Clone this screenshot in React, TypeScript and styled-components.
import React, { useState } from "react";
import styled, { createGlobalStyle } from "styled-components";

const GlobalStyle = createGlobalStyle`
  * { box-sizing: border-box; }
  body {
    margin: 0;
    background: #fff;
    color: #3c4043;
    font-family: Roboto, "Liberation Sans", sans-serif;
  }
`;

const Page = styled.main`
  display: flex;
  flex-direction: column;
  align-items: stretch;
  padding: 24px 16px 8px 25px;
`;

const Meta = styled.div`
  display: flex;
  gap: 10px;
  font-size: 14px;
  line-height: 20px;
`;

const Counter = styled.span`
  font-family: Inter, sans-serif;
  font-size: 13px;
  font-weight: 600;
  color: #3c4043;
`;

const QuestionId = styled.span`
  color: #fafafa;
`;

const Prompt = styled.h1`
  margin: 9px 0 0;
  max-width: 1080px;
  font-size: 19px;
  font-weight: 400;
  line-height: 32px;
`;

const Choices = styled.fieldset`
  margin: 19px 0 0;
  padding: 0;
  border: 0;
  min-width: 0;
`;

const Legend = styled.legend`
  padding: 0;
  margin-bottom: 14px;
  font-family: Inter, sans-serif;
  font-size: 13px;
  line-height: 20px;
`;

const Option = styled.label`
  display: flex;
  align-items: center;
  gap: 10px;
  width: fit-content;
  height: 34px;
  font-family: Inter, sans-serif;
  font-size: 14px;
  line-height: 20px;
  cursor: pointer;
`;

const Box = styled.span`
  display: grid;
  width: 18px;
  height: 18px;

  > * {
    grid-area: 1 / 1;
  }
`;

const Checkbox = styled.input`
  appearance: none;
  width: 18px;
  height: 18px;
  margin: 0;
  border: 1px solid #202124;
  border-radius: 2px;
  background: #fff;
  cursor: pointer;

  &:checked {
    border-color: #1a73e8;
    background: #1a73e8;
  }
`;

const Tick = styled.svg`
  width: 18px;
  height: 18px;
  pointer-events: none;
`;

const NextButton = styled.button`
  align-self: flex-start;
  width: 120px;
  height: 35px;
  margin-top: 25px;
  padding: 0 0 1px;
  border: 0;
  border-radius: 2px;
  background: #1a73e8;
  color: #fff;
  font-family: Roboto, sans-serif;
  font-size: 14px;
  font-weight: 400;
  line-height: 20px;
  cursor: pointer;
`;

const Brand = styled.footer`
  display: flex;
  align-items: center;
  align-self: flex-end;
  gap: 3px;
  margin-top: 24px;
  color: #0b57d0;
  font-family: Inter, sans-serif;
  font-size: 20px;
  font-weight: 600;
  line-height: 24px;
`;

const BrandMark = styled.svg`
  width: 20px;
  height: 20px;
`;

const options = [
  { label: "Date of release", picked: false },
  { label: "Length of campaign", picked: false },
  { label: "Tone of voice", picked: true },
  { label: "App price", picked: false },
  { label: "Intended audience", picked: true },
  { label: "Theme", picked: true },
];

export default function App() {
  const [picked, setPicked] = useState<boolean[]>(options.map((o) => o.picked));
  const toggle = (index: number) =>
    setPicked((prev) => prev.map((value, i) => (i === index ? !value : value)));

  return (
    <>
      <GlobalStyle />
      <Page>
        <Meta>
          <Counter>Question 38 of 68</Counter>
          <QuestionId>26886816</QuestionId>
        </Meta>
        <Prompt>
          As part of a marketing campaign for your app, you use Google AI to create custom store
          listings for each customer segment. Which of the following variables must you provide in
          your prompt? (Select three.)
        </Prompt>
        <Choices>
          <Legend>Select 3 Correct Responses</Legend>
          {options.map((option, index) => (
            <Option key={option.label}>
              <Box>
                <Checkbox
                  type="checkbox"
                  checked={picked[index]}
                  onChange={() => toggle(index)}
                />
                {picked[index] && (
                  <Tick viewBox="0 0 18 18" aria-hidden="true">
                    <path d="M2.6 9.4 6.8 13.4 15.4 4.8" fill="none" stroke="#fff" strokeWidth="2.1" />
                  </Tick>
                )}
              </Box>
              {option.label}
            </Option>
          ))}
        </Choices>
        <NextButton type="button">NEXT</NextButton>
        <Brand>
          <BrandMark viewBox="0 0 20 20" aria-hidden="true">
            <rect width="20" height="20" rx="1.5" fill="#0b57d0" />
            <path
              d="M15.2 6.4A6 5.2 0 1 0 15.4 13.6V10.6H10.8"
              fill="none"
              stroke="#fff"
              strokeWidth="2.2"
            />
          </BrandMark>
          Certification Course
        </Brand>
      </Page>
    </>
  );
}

※

◆ TASK DIRECTIONS ◆
Retype the listing above in full, with no alterations.

◆ WRITTEN RESPONSE ◆
Clone this screenshot in React, TypeScript and styled-components.
import React, { useState } from "react";
import styled, { createGlobalStyle } from "styled-components";

const GlobalStyle = createGlobalStyle`
  * { box-sizing: border-box; }
  body {
    margin: 0;
    background: #fff;
    color: #3c4043;
    font-family: Roboto, "Liberation Sans", sans-serif;
  }
`;

const Page = styled.main`
  display: flex;
  flex-direction: column;
  align-items: stretch;
  padding: 24px 16px 8px 25px;
`;

const Meta = styled.div`
  display: flex;
  gap: 10px;
  font-size: 14px;
  line-height: 20px;
`;

const Counter = styled.span`
  font-family: Inter, sans-serif;
  font-size: 13px;
  font-weight: 600;
  color: #3c4043;
`;

const QuestionId = styled.span`
  color: #fafafa;
`;

const Prompt = styled.h1`
  margin: 9px 0 0;
  max-width: 1080px;
  font-size: 19px;
  font-weight: 400;
  line-height: 32px;
`;

const Choices = styled.fieldset`
  margin: 19px 0 0;
  padding: 0;
  border: 0;
  min-width: 0;
`;

const Legend = styled.legend`
  padding: 0;
  margin-bottom: 14px;
  font-family: Inter, sans-serif;
  font-size: 13px;
  line-height: 20px;
`;

const Option = styled.label`
  display: flex;
  align-items: center;
  gap: 10px;
  width: fit-content;
  height: 34px;
  font-family: Inter, sans-serif;
  font-size: 14px;
  line-height: 20px;
  cursor: pointer;
`;

const Box = styled.span`
  display: grid;
  width: 18px;
  height: 18px;

  > * {
    grid-area: 1 / 1;
  }
`;

const Checkbox = styled.input`
  appearance: none;
  width: 18px;
  height: 18px;
  margin: 0;
  border: 1px solid #202124;
  border-radius: 2px;
  background: #fff;
  cursor: pointer;

  &:checked {
    border-color: #1a73e8;
    background: #1a73e8;
  }
`;

const Tick = styled.svg`
  width: 18px;
  height: 18px;
  pointer-events: none;
`;

const NextButton = styled.button`
  align-self: flex-start;
  width: 120px;
  height: 35px;
  margin-top: 25px;
  padding: 0 0 1px;
  border: 0;
  border-radius: 2px;
  background: #1a73e8;
  color: #fff;
  font-family: Roboto, sans-serif;
  font-size: 14px;
  font-weight: 400;
  line-height: 20px;
  cursor: pointer;
`;

const Brand = styled.footer`
  display: flex;
  align-items: center;
  align-self: flex-end;
  gap: 3px;
  margin-top: 24px;
  color: #0b57d0;
  font-family: Inter, sans-serif;
  font-size: 20px;
  font-weight: 600;
  line-height: 24px;
`;

const BrandMark = styled.svg`
  width: 20px;
  height: 20px;
`;

const options = [
  { label: "Date of release", picked: false },
  { label: "Length of campaign", picked: false },
  { label: "Tone of voice", picked: true },
  { label: "App price", picked: false },
  { label: "Intended audience", picked: true },
  { label: "Theme", picked: true },
];

export default function App() {
  const [picked, setPicked] = useState<boolean[]>(options.map((o) => o.picked));
  const toggle = (index: number) =>
    setPicked((prev) => prev.map((value, i) => (i === index ? !value : value)));

  return (
    <>
      <GlobalStyle />
      <Page>
        <Meta>
          <Counter>Question 38 of 68</Counter>
          <QuestionId>26886816</QuestionId>
        </Meta>
        <Prompt>
          As part of a marketing campaign for your app, you use Google AI to create custom store
          listings for each customer segment. Which of the following variables must you provide in
          your prompt? (Select three.)
        </Prompt>
        <Choices>
          <Legend>Select 3 Correct Responses</Legend>
          {options.map((option, index) => (
            <Option key={option.label}>
              <Box>
                <Checkbox
                  type="checkbox"
                  checked={picked[index]}
                  onChange={() => toggle(index)}
                />
                {picked[index] && (
                  <Tick viewBox="0 0 18 18" aria-hidden="true">
                    <path d="M2.6 9.4 6.8 13.4 15.4 4.8" fill="none" stroke="#fff" strokeWidth="2.1" />
                  </Tick>
                )}
              </Box>
              {option.label}
            </Option>
          ))}
        </Choices>
        <NextButton type="button">NEXT</NextButton>
        <Brand>
          <BrandMark viewBox="0 0 20 20" aria-hidden="true">
            <rect width="20" height="20" rx="1.5" fill="#0b57d0" />
            <path
              d="M15.2 6.4A6 5.2 0 1 0 15.4 13.6V10.6H10.8"
              fill="none"
              stroke="#fff"
              strokeWidth="2.2"
            />
          </BrandMark>
          Certification Course
        </Brand>
      </Page>
    </>
  );
}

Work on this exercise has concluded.